Location: Outdoor on Järnvägsgatan.

Alain Delorme, born 1979, is a French photographer who has had acclaimed exhibitions in museums and galleries around the world.

His ‘Totem’ series from 2010 shows men who transport unreasonably high stacks of goods on bicycles and cartst hrough the city. The photographs have been called “masterful expressions of China – the world’s factory and the market economy’s new El Dorado.” But all that shines in the east is not real gold. Nor is it the case with these photographs.

The images are altered in Photoshop, and Alain Delorme is not trying to hide this fact. Rather the opposite. He is more than happy to tell you how he went about it:

“I cycled around Shanghai six hours a day for six weeks. Then I worked on creating the Totem series for a year. I used 6,000 photographs to create 18 images retouched beyond recognition. Not even people living in Shanghai could say where in the city the picture was taken. I increased the amount of goods on the vehicles to give the impression that the carrier, usually a migrant, is being swallowed up. I wanted to show a form of slavery. The symbols of wealth that the migrants shipped around were a shocking contrast to their own poverty. “

At first, Western viewers do not usually notice the manipulation: “That’s surely what China’s mass production system looks like.” 

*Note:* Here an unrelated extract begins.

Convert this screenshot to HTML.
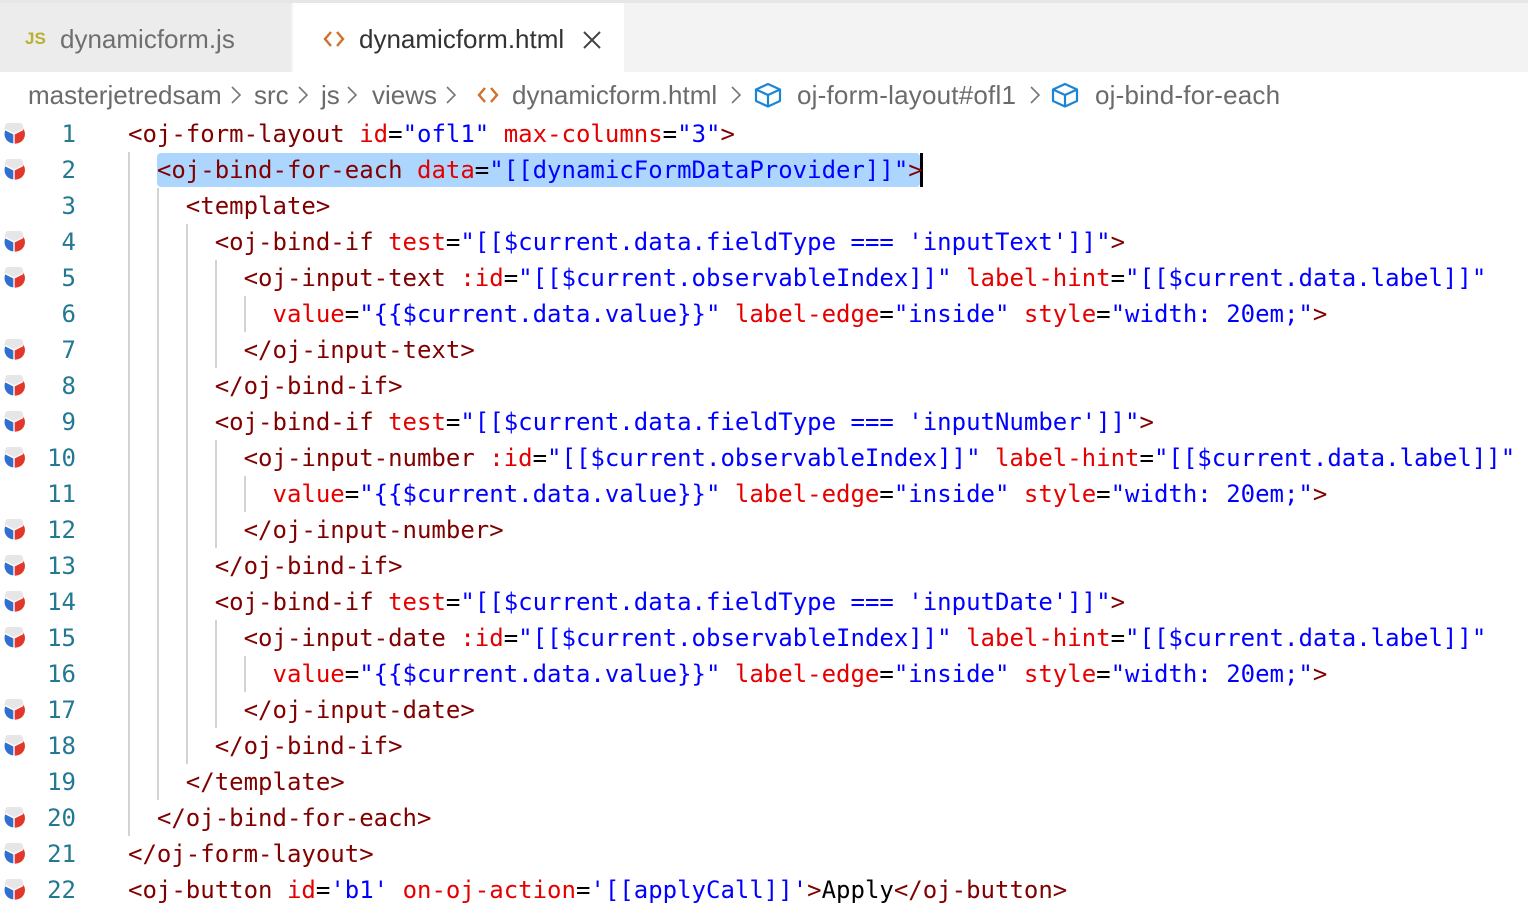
<!DOCTYPE html>
<html><head><meta charset="utf-8"><style>
body{margin:0;width:1528px;height:914px;overflow:hidden;background:#fff;font-family:"Liberation Sans",sans-serif;position:relative}
.tabs{position:absolute;left:0;top:0;width:1528px;height:72px;background:#f3f3f3;border-top:3px solid #e6e6e6;box-sizing:border-box}
.tab{position:absolute;top:0;height:69px;font-size:26px;line-height:72px;box-sizing:border-box}
.t1{left:0;width:292px;background:#ececec;color:#6f6f6f;border-right:1px solid #f3f3f3}
.t2{left:293px;width:331px;background:#fff;color:#333}
.bc{position:absolute;top:75px;left:0;width:1528px;height:40px;font-size:26px;color:#6b6b6b;line-height:40px;white-space:nowrap}
.bc span,.bc svg{position:absolute}
.bc svg.ch{top:9px}
.code{position:absolute;left:0;top:116px;width:1528px}
.ln{position:absolute;height:36px;width:1528px;font-family:"DejaVu Sans Mono","Liberation Mono",monospace;font-size:24px;line-height:36px;white-space:pre}
.num{position:absolute;left:0;width:76px;text-align:right;color:#237893}
.tx{position:absolute;left:128px;color:#000}
.g{color:#800000}.a{color:#e50000}.v{color:#0000ff}
.ic{position:absolute;left:3px;top:7px;width:22px;height:22px}
.guide{position:absolute;width:2px;background:#d3d3d3}
</style></head><body>
<svg width="0" height="0" style="position:absolute"><defs>
<g id="cube"><circle cx="11" cy="11" r="9.5" fill="#2f6fd0"/><path d="M11 11 L20.5 6 A9.5 9.5 0 0 1 11 20.5 Z" fill="#e2382c"/><path d="M1.5 6.5 A9.5 9.5 0 0 1 20.5 6 L11 11 Z" fill="#e6e6e6"/><path d="M11 11 L11 20.5 M11 11 L2 6.5 M11 11 L20 6.5" stroke="#fff" stroke-width="1.4"/></g>
<g id="chev"><path d="M2 3 L10 11 L2 19" fill="none" stroke="#777" stroke-width="1.6"/></g>
<g id="ang"><path d="M8 4 L2 11 L8 18 M14 4 L20 11 L14 18" fill="none" stroke="#d0702a" stroke-width="2.4"/></g>
<g id="box"><path d="M14 2 L26 7.5 L26 19 L14 24.5 L2 19 L2 7.5 Z M2 7.5 L14 13 L26 7.5 M14 13 L14 24.5" fill="none" stroke="#1a85d6" stroke-width="2.2" stroke-linejoin="round"/></g>
</defs></svg>
<div class="tabs">
 <div class="tab t1"><span style="position:absolute;left:25px;top:0;color:#b8b030;font-weight:bold;font-size:17px">JS</span><span style="position:absolute;left:60px">dynamicform.js</span></div>
 <div class="tab t2"><svg width="22" height="22" style="position:absolute;left:30px;top:25px"><use href="#ang"/></svg><span style="position:absolute;left:66px">dynamicform.html</span><svg width="22" height="22" style="position:absolute;left:288px;top:26px"><path d="M3 3 L19 19 M19 3 L3 19" stroke="#444" stroke-width="2"/></svg></div>
</div>
<div class="bc">
<span style="left:28px">masterjetredsam</span><svg class="ch" style="left:230px" width="12" height="22"><use href="#chev"/></svg>
<span style="left:254px">src</span><svg class="ch" style="left:297px" width="12" height="22"><use href="#chev"/></svg>
<span style="left:321px">js</span><svg class="ch" style="left:346px" width="12" height="22"><use href="#chev"/></svg>
<span style="left:372px">views</span><svg class="ch" style="left:445px" width="12" height="22"><use href="#chev"/></svg>
<svg style="left:477px;top:9px" width="22" height="22"><use href="#ang"/></svg>
<span style="left:512px">dynamicform.html</span><svg class="ch" style="left:730px" width="12" height="22"><use href="#chev"/></svg>
<svg style="left:754px;top:7px" width="28" height="26"><use href="#box"/></svg>
<span style="left:797px;letter-spacing:0.2px">oj-form-layout#ofl1</span><svg class="ch" style="left:1029px" width="12" height="22"><use href="#chev"/></svg>
<svg style="left:1051px;top:7px" width="28" height="26"><use href="#box"/></svg>
<span style="left:1095px;letter-spacing:0.2px">oj-bind-for-each</span>
</div>

<div class="code">
<div style="position:absolute;left:157px;top:37px;width:763px;height:34px;background:#add6ff;border-radius:4px"></div>
<div style="position:absolute;left:920px;top:37px;width:3px;height:34px;background:#000"></div>
<div class="guide" style="left:128px;top:36px;height:684px"></div>
<div class="guide" style="left:157px;top:72px;height:612px"></div>
<div class="guide" style="left:186px;top:108px;height:540px"></div>
<div class="guide" style="left:215px;top:144px;height:108px"></div>
<div class="guide" style="left:215px;top:324px;height:108px"></div>
<div class="guide" style="left:215px;top:504px;height:108px"></div>
<div class="guide" style="left:244px;top:180px;height:36px"></div>
<div class="guide" style="left:244px;top:360px;height:36px"></div>
<div class="guide" style="left:244px;top:540px;height:36px"></div>
</div>

<div class="code" id="c">
<div class="ln" style="top:0"><svg class="ic"><use href="#cube"/></svg><span class="num">1</span><span class="tx"><span class="g">&lt;oj-form-layout</span> <span class="a">id</span>=<span class="v">"ofl1"</span> <span class="a">max-columns</span>=<span class="v">"3"</span><span class="g">&gt;</span></span></div>
<div class="ln" style="top:36px"><svg class="ic"><use href="#cube"/></svg><span class="num">2</span><span class="tx">  <span class="g">&lt;oj-bind-for-each</span> <span class="a">data</span>=<span class="v">"[[dynamicFormDataProvider]]"</span><span class="g">&gt;</span></span></div>
<div class="ln" style="top:72px"><span class="num">3</span><span class="tx">    <span class="g">&lt;template&gt;</span></span></div>
<div class="ln" style="top:108px"><svg class="ic"><use href="#cube"/></svg><span class="num">4</span><span class="tx">      <span class="g">&lt;oj-bind-if</span> <span class="a">test</span>=<span class="v">"[[$current.data.fieldType === 'inputText']]"</span><span class="g">&gt;</span></span></div>
<div class="ln" style="top:144px"><svg class="ic"><use href="#cube"/></svg><span class="num">5</span><span class="tx">        <span class="g">&lt;oj-input-text</span> <span class="a">:id</span>=<span class="v">"[[$current.observableIndex]]"</span> <span class="a">label-hint</span>=<span class="v">"[[$current.data.label]]"</span></span></div>
<div class="ln" style="top:180px"><span class="num">6</span><span class="tx">          <span class="a">value</span>=<span class="v">"{{$current.data.value}}"</span> <span class="a">label-edge</span>=<span class="v">"inside"</span> <span class="a">style</span>=<span class="v">"width: 20em;"</span><span class="g">&gt;</span></span></div>
<div class="ln" style="top:216px"><svg class="ic"><use href="#cube"/></svg><span class="num">7</span><span class="tx">        <span class="g">&lt;/oj-input-text&gt;</span></span></div>
<div class="ln" style="top:252px"><svg class="ic"><use href="#cube"/></svg><span class="num">8</span><span class="tx">      <span class="g">&lt;/oj-bind-if&gt;</span></span></div>
<div class="ln" style="top:288px"><svg class="ic"><use href="#cube"/></svg><span class="num">9</span><span class="tx">      <span class="g">&lt;oj-bind-if</span> <span class="a">test</span>=<span class="v">"[[$current.data.fieldType === 'inputNumber']]"</span><span class="g">&gt;</span></span></div>
<div class="ln" style="top:324px"><svg class="ic"><use href="#cube"/></svg><span class="num">10</span><span class="tx">        <span class="g">&lt;oj-input-number</span> <span class="a">:id</span>=<span class="v">"[[$current.observableIndex]]"</span> <span class="a">label-hint</span>=<span class="v">"[[$current.data.label]]"</span></span></div>
<div class="ln" style="top:360px"><span class="num">11</span><span class="tx">          <span class="a">value</span>=<span class="v">"{{$current.data.value}}"</span> <span class="a">label-edge</span>=<span class="v">"inside"</span> <span class="a">style</span>=<span class="v">"width: 20em;"</span><span class="g">&gt;</span></span></div>
<div class="ln" style="top:396px"><svg class="ic"><use href="#cube"/></svg><span class="num">12</span><span class="tx">        <span class="g">&lt;/oj-input-number&gt;</span></span></div>
<div class="ln" style="top:432px"><svg class="ic"><use href="#cube"/></svg><span class="num">13</span><span class="tx">      <span class="g">&lt;/oj-bind-if&gt;</span></span></div>
<div class="ln" style="top:468px"><svg class="ic"><use href="#cube"/></svg><span class="num">14</span><span class="tx">      <span class="g">&lt;oj-bind-if</span> <span class="a">test</span>=<span class="v">"[[$current.data.fieldType === 'inputDate']]"</span><span class="g">&gt;</span></span></div>
<div class="ln" style="top:504px"><svg class="ic"><use href="#cube"/></svg><span class="num">15</span><span class="tx">        <span class="g">&lt;oj-input-date</span> <span class="a">:id</span>=<span class="v">"[[$current.observableIndex]]"</span> <span class="a">label-hint</span>=<span class="v">"[[$current.data.label]]"</span></span></div>
<div class="ln" style="top:540px"><span class="num">16</span><span class="tx">          <span class="a">value</span>=<span class="v">"{{$current.data.value}}"</span> <span class="a">label-edge</span>=<span class="v">"inside"</span> <span class="a">style</span>=<span class="v">"width: 20em;"</span><span class="g">&gt;</span></span></div>
<div class="ln" style="top:576px"><svg class="ic"><use href="#cube"/></svg><span class="num">17</span><span class="tx">        <span class="g">&lt;/oj-input-date&gt;</span></span></div>
<div class="ln" style="top:612px"><svg class="ic"><use href="#cube"/></svg><span class="num">18</span><span class="tx">      <span class="g">&lt;/oj-bind-if&gt;</span></span></div>
<div class="ln" style="top:648px"><span class="num">19</span><span class="tx">    <span class="g">&lt;/template&gt;</span></span></div>
<div class="ln" style="top:684px"><svg class="ic"><use href="#cube"/></svg><span class="num">20</span><span class="tx">  <span class="g">&lt;/oj-bind-for-each&gt;</span></span></div>
<div class="ln" style="top:720px"><svg class="ic"><use href="#cube"/></svg><span class="num">21</span><span class="tx"><span class="g">&lt;/oj-form-layout&gt;</span></span></div>
<div class="ln" style="top:756px"><svg class="ic"><use href="#cube"/></svg><span class="num">22</span><span class="tx"><span class="g">&lt;oj-button</span> <span class="a">id</span>=<span class="v">'b1'</span> <span class="a">on-oj-action</span>=<span class="v">'[[applyCall]]'</span><span class="g">&gt;</span>Apply<span class="g">&lt;/oj-button&gt;</span></span></div>
</div>
</body></html>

But then the feeling creeps in that the height of the stacked goods cannot possibly be true. An interpretation of the artist’s intentions emerges: Men on bicycles are rushing against a backdrop of pulsating construction sites. A city is in a race towards the future. Skyscrapers are the new totem poles. Like stacks of consumer goods produced for western countries. Delorme wants to convey both humour and poetry. But it is as if he wants to warn us at the same time. We cannot continue like this. Sooner or later, everything will collapse.